• WHAT IS REQUIRED: Copy out each line that has "index" in it.

• AVAILABLE DATA:
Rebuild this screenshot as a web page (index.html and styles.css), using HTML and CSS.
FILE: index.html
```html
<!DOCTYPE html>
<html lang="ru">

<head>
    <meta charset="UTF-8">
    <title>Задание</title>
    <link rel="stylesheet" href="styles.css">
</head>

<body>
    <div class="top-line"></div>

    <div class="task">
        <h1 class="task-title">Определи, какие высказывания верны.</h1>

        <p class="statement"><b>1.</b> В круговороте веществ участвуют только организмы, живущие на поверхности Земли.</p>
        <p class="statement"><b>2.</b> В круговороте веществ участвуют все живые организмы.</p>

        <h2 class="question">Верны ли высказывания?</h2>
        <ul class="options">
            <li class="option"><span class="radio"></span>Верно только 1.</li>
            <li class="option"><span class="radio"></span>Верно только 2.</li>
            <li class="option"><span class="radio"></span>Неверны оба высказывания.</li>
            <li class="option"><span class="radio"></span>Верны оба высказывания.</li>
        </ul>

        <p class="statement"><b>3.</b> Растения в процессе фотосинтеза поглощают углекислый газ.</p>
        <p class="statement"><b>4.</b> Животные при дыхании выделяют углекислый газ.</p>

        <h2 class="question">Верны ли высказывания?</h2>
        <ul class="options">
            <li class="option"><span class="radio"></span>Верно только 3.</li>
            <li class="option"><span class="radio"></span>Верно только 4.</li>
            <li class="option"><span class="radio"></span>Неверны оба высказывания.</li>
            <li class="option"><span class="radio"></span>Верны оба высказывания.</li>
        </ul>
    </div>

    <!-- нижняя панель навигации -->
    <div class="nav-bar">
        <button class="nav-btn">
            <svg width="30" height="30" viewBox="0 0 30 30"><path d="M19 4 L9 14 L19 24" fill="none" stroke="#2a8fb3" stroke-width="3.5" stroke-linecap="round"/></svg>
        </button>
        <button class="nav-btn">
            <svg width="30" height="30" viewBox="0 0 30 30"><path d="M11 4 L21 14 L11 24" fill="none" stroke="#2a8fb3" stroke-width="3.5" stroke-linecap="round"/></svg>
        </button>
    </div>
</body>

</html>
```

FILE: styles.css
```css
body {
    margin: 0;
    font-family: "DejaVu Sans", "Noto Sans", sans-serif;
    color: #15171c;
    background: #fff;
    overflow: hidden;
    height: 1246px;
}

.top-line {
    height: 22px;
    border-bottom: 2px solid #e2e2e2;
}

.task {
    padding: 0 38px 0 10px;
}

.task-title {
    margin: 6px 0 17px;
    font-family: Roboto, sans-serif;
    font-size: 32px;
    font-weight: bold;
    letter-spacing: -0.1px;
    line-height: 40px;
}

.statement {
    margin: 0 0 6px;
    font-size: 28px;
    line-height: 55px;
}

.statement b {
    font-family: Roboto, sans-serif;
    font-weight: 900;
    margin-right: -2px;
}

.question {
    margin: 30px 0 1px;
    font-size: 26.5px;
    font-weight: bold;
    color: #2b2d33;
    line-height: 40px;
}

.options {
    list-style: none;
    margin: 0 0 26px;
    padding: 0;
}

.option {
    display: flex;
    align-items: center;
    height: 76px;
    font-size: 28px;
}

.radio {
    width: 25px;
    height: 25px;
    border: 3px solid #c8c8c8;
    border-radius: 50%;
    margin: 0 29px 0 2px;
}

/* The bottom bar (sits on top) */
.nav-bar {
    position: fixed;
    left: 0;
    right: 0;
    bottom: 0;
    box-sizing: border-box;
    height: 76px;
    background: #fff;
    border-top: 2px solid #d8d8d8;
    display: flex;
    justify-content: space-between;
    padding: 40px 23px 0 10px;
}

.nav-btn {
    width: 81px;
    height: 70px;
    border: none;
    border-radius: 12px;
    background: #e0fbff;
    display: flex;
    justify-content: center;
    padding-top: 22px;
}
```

• OUTPUT FOR THIS EXERCISE:
Rebuild this screenshot as a web page (index.html and styles.css), using HTML and CSS.
FILE: index.html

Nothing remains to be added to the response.